# START OF PROVIDED INFORMATION
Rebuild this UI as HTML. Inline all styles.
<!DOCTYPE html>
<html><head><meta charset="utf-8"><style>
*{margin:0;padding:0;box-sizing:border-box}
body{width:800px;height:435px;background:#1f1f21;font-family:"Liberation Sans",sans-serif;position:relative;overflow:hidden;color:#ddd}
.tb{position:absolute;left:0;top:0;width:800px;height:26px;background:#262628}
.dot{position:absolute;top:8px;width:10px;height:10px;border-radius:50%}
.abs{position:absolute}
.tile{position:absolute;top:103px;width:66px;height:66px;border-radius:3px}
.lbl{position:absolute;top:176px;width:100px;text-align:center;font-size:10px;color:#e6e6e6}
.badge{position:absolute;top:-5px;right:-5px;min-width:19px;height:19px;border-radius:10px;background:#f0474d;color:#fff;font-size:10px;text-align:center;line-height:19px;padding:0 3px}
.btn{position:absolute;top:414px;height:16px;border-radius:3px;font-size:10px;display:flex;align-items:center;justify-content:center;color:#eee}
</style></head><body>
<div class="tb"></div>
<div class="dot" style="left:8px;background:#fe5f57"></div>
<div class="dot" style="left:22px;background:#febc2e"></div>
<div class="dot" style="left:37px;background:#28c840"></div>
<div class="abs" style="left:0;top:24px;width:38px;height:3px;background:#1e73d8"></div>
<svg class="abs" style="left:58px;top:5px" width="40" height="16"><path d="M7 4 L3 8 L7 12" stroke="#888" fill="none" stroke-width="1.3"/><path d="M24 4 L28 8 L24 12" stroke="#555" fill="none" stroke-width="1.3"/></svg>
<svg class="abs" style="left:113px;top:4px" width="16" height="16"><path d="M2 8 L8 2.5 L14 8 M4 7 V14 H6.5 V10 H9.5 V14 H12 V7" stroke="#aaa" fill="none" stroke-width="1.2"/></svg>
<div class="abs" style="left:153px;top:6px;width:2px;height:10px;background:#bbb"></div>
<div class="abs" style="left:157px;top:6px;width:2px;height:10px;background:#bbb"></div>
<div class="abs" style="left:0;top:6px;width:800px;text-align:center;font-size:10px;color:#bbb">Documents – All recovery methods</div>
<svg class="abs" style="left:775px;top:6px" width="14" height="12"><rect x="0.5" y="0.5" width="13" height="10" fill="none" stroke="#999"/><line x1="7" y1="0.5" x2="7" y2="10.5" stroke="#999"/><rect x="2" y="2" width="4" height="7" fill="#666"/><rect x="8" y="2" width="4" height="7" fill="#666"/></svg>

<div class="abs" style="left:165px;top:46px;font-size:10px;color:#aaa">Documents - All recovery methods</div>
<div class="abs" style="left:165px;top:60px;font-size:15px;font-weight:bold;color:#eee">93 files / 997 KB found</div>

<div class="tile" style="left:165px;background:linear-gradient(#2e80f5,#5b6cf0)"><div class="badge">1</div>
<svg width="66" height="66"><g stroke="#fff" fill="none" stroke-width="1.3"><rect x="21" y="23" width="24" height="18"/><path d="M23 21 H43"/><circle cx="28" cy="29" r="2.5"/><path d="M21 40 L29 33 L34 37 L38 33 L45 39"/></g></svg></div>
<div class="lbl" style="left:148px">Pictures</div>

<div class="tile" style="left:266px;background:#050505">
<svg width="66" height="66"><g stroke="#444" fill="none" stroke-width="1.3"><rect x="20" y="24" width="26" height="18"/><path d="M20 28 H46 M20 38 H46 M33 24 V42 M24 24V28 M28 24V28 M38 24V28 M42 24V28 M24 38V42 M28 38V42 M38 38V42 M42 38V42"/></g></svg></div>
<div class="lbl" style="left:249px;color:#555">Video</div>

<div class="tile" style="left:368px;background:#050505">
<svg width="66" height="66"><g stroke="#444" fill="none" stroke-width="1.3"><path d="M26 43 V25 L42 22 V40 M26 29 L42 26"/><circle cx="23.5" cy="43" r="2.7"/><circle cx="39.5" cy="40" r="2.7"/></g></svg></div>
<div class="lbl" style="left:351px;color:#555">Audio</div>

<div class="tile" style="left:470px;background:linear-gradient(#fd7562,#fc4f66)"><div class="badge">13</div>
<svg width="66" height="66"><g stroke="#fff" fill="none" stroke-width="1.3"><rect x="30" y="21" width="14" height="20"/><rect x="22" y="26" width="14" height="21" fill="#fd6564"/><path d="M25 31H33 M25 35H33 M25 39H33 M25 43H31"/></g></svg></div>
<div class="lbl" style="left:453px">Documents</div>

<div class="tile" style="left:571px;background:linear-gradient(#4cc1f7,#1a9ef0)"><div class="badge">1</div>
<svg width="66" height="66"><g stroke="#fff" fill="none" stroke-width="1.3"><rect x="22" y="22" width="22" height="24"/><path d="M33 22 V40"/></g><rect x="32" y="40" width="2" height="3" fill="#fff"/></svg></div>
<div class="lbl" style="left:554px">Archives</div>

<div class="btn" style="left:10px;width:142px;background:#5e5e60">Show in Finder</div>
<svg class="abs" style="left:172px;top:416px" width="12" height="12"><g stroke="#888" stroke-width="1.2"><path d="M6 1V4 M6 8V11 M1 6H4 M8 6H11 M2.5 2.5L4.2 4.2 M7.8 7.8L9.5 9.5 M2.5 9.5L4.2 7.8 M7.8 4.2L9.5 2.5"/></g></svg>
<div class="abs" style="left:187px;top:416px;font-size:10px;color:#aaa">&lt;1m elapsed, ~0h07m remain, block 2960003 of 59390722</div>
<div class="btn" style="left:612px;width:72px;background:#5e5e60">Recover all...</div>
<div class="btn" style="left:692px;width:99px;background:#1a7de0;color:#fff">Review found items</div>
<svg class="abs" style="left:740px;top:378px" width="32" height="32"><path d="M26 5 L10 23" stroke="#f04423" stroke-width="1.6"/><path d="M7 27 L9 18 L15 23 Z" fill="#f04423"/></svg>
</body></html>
# END OF PROVIDED INFORMATION
# START OF PROVIDED INFORMATION
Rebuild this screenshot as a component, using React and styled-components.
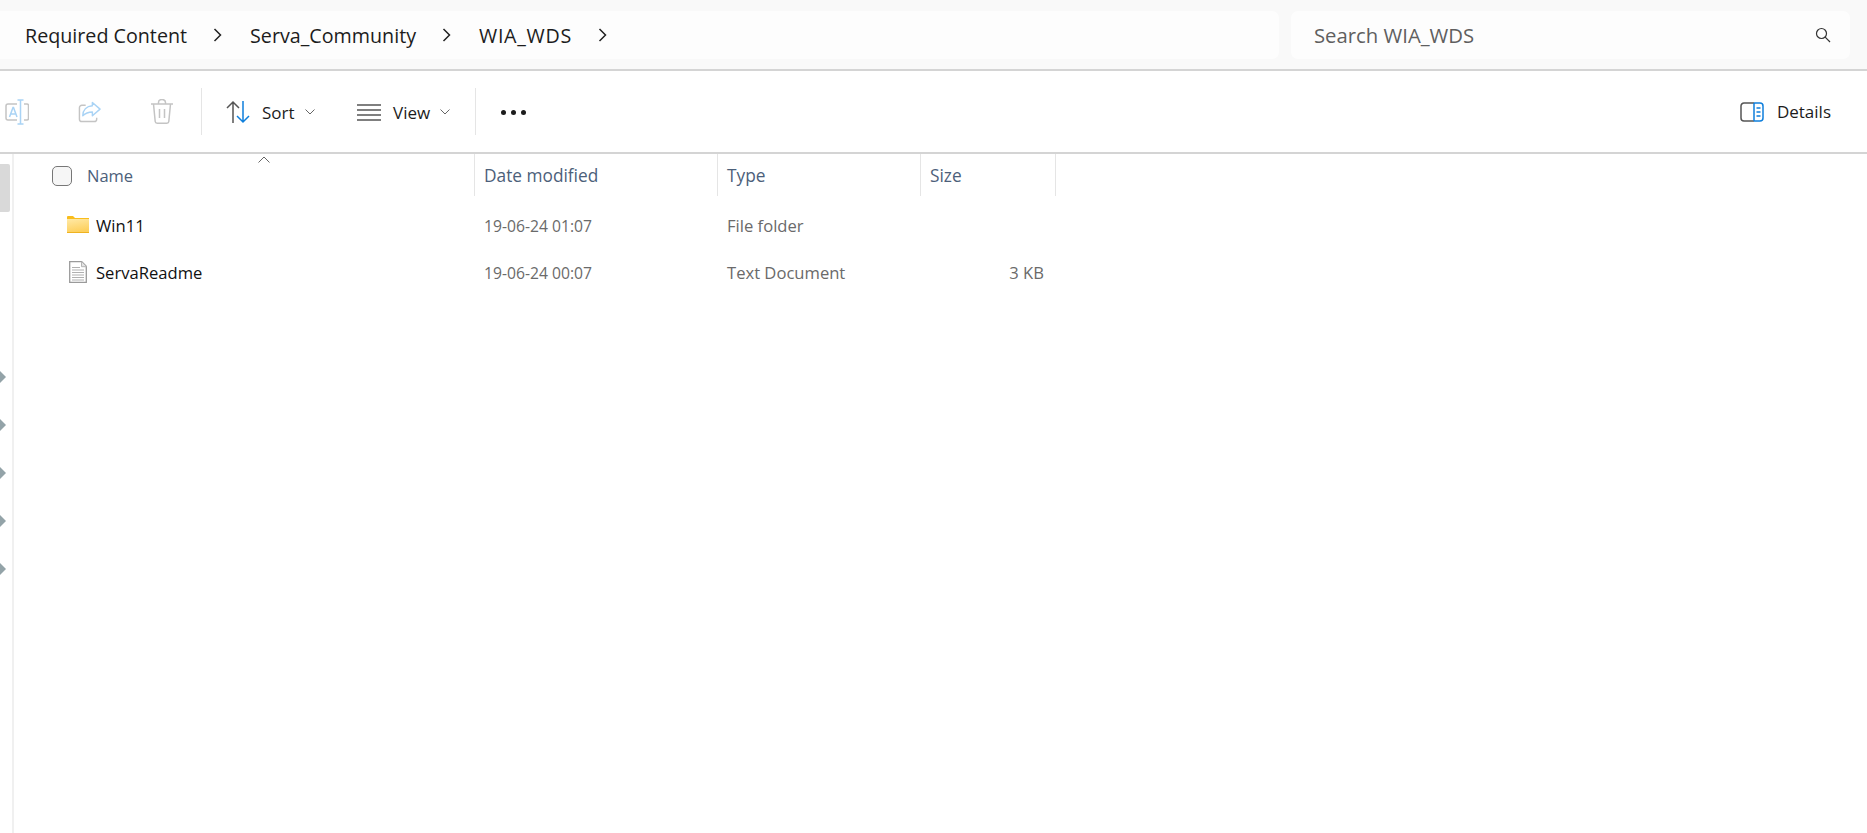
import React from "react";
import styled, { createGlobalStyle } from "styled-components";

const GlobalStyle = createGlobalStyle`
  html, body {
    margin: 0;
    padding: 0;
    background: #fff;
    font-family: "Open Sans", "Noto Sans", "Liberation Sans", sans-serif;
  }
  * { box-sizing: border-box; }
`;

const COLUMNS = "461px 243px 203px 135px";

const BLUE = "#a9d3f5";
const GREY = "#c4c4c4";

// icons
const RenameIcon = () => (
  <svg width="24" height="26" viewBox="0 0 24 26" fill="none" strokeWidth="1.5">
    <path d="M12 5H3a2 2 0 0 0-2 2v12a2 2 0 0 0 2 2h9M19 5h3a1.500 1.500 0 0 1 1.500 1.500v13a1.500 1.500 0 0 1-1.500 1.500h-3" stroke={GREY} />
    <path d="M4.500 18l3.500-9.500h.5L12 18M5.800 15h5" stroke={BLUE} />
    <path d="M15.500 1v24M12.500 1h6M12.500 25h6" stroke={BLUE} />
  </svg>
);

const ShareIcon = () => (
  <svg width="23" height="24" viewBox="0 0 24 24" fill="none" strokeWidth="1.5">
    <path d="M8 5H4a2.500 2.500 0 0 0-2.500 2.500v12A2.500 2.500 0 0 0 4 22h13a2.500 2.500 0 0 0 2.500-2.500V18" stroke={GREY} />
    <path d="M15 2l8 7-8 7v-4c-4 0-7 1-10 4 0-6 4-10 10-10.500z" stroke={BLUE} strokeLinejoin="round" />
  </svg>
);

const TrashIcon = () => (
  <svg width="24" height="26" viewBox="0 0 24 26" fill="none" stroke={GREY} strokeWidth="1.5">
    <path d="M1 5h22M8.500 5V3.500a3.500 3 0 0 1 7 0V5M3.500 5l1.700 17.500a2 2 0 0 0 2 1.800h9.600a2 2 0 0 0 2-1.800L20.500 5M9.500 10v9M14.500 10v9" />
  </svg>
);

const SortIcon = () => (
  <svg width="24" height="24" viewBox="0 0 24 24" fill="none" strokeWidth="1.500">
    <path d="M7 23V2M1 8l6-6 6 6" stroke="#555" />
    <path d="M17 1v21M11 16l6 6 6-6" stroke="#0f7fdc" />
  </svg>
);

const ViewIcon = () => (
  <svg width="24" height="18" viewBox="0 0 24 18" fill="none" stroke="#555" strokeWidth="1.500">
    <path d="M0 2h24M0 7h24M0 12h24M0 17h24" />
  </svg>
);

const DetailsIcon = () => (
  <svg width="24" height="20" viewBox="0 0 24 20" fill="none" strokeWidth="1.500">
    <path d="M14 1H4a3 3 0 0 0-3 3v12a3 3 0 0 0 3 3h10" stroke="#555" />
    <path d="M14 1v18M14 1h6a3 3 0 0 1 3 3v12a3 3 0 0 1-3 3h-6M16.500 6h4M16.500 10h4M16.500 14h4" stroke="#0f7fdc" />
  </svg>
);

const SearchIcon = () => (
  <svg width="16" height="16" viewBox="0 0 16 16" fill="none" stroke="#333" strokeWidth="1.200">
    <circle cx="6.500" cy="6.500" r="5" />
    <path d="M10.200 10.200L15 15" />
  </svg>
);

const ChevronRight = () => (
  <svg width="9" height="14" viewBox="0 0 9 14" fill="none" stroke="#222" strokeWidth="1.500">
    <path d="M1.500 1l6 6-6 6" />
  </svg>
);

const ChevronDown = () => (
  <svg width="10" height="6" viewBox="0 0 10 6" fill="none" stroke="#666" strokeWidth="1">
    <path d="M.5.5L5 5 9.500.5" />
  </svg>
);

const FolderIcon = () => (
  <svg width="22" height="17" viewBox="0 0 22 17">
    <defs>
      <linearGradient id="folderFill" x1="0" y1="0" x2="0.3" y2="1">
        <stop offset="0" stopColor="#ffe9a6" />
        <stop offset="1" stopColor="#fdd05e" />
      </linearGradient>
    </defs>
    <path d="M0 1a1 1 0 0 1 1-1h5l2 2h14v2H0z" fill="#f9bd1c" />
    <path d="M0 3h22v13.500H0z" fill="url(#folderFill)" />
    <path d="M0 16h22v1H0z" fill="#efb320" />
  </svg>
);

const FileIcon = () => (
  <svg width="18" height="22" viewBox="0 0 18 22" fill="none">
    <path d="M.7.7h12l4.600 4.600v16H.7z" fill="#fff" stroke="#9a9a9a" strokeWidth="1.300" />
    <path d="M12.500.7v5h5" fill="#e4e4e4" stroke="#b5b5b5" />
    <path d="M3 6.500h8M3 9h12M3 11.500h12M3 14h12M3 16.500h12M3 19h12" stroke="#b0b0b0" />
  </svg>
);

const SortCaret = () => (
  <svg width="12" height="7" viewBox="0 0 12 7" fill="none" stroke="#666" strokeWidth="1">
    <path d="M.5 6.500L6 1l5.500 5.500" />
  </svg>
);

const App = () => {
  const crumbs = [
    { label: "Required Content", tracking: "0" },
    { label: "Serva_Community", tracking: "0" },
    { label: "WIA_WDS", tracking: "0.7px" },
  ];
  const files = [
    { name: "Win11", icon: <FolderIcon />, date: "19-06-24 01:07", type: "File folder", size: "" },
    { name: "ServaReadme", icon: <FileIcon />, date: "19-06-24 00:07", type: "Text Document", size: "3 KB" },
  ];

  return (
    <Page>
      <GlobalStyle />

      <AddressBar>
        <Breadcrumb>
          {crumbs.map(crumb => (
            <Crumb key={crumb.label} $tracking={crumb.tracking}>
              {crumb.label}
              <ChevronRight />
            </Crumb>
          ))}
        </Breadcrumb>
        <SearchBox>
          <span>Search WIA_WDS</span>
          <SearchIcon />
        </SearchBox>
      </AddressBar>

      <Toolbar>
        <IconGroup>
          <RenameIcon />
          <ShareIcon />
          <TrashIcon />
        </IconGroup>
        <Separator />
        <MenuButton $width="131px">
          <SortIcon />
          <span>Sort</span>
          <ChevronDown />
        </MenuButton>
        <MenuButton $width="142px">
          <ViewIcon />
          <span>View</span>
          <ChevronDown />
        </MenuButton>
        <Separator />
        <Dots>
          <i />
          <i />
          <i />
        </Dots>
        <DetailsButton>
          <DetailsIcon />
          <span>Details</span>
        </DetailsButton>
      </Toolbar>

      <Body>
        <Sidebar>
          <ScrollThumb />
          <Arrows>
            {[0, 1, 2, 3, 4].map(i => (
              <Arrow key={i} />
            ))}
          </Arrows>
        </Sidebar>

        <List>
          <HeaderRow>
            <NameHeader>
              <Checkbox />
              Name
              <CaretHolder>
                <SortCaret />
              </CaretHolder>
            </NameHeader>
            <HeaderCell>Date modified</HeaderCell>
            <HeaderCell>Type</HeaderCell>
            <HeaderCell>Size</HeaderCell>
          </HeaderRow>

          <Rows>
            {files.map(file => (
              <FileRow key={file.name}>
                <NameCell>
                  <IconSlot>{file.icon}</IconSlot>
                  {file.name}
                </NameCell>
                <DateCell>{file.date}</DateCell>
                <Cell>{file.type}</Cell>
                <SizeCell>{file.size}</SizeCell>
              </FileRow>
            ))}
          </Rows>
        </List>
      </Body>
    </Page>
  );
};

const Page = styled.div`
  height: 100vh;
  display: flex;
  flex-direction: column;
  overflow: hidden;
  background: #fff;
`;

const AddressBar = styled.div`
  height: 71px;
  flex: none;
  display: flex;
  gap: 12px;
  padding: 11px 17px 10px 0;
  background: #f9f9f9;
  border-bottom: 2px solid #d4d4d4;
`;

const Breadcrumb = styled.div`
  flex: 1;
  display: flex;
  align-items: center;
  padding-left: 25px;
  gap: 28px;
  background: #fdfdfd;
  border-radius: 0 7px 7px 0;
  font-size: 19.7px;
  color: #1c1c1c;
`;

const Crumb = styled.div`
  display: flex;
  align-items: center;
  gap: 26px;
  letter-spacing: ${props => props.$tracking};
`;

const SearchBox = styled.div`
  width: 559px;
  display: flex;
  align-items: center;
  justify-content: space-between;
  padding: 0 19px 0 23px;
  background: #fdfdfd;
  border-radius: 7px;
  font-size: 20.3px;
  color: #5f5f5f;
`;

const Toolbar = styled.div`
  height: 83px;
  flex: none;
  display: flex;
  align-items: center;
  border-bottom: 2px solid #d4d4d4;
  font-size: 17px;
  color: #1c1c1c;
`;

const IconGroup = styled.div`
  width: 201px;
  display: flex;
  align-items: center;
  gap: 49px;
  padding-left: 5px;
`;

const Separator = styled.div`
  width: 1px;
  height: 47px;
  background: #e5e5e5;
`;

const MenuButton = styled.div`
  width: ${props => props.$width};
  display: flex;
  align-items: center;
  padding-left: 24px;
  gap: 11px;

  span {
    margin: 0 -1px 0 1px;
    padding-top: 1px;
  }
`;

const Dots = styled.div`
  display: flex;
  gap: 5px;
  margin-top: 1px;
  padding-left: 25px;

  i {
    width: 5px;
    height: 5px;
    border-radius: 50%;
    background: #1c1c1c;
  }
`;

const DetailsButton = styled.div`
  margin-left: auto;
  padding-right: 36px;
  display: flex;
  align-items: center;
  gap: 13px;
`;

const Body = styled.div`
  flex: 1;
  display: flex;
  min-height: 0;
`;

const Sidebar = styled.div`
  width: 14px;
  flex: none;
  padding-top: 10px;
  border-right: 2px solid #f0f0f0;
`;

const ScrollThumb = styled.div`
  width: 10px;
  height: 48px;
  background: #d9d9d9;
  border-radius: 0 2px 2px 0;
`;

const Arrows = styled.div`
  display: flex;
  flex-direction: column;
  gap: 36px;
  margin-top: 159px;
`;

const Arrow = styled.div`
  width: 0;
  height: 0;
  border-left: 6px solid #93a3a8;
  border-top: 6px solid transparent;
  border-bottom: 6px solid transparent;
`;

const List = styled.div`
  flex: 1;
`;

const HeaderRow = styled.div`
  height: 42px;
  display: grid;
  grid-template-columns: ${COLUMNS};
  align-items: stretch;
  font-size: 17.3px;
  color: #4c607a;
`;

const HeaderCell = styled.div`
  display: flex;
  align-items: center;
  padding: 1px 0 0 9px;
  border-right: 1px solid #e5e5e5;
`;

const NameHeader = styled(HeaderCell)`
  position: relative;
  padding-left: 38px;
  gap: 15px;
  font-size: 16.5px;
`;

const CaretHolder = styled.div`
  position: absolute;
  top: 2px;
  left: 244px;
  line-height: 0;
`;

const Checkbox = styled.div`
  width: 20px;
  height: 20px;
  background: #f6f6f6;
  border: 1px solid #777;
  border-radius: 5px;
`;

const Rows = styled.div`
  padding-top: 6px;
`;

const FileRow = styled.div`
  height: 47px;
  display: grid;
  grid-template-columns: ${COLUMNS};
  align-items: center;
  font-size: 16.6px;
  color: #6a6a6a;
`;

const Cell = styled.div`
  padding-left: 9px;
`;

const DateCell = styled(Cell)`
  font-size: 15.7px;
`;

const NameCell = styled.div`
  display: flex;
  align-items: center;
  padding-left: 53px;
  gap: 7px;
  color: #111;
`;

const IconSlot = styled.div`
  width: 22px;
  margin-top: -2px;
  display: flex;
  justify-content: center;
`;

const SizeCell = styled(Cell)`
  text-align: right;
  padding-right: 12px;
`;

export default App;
# END OF PROVIDED INFORMATION
# START OF PROVIDED INFORMATION
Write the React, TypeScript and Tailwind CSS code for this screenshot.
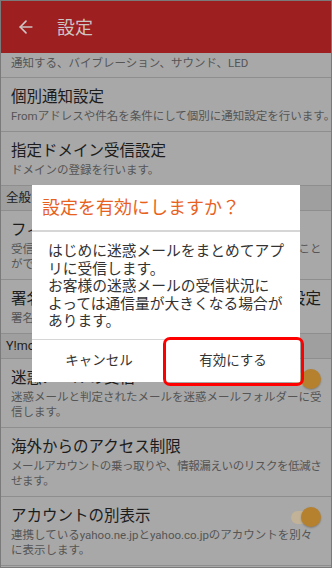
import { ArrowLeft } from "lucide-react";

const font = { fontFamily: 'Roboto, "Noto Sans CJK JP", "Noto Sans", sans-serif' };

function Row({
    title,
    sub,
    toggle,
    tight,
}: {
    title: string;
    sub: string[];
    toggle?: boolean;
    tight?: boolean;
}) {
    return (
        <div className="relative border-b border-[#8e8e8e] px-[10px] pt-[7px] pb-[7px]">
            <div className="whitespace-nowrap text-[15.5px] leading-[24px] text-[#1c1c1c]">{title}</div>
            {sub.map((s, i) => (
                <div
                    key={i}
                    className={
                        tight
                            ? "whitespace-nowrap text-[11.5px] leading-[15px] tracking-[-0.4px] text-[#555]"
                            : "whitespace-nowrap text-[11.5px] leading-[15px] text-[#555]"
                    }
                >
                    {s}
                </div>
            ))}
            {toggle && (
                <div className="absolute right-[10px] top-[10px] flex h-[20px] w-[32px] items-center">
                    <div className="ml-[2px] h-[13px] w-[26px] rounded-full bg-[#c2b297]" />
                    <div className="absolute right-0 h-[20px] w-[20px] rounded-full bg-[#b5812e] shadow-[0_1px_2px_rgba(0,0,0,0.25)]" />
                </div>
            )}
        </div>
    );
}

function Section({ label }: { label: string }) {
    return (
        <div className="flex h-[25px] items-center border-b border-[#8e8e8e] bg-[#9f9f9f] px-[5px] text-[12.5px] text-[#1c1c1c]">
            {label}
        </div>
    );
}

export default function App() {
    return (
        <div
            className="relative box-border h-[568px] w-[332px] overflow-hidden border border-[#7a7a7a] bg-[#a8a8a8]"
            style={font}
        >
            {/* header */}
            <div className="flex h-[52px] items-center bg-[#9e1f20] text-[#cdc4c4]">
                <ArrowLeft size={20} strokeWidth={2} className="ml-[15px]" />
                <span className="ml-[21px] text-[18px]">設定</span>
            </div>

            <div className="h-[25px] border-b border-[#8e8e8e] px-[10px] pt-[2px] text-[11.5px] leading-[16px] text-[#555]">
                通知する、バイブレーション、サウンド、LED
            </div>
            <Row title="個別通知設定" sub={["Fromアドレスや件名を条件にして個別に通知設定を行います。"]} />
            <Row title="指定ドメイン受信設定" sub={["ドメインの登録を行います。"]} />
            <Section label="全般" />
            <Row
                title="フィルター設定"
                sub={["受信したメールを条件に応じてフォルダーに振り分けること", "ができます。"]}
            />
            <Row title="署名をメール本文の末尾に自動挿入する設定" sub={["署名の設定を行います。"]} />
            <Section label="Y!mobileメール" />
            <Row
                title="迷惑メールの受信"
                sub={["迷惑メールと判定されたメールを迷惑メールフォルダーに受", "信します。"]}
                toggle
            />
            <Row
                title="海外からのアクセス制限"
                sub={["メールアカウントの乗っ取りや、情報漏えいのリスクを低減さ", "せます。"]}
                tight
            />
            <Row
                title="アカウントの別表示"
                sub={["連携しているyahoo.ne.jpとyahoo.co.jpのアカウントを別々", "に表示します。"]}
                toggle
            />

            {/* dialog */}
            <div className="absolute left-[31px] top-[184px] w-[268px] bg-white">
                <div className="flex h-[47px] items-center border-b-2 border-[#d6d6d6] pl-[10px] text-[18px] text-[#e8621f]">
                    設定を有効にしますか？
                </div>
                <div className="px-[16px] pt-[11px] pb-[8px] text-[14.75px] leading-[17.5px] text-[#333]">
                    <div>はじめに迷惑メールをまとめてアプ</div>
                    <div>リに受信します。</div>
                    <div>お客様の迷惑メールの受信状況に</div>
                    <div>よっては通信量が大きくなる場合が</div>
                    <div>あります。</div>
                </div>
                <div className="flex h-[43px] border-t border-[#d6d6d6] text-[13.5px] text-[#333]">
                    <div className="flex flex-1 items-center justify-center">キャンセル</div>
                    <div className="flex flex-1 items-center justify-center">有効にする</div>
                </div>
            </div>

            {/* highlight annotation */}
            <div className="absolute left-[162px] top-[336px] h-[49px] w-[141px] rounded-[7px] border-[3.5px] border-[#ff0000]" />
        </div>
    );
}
# END OF PROVIDED INFORMATION
THE PROBLEM |
Look through the data above. Find each line with the string "components" and copy it.

COMPLETE ANSWER |
Rebuild this screenshot as a component, using React and styled-components.
import styled, { createGlobalStyle } from "styled-components";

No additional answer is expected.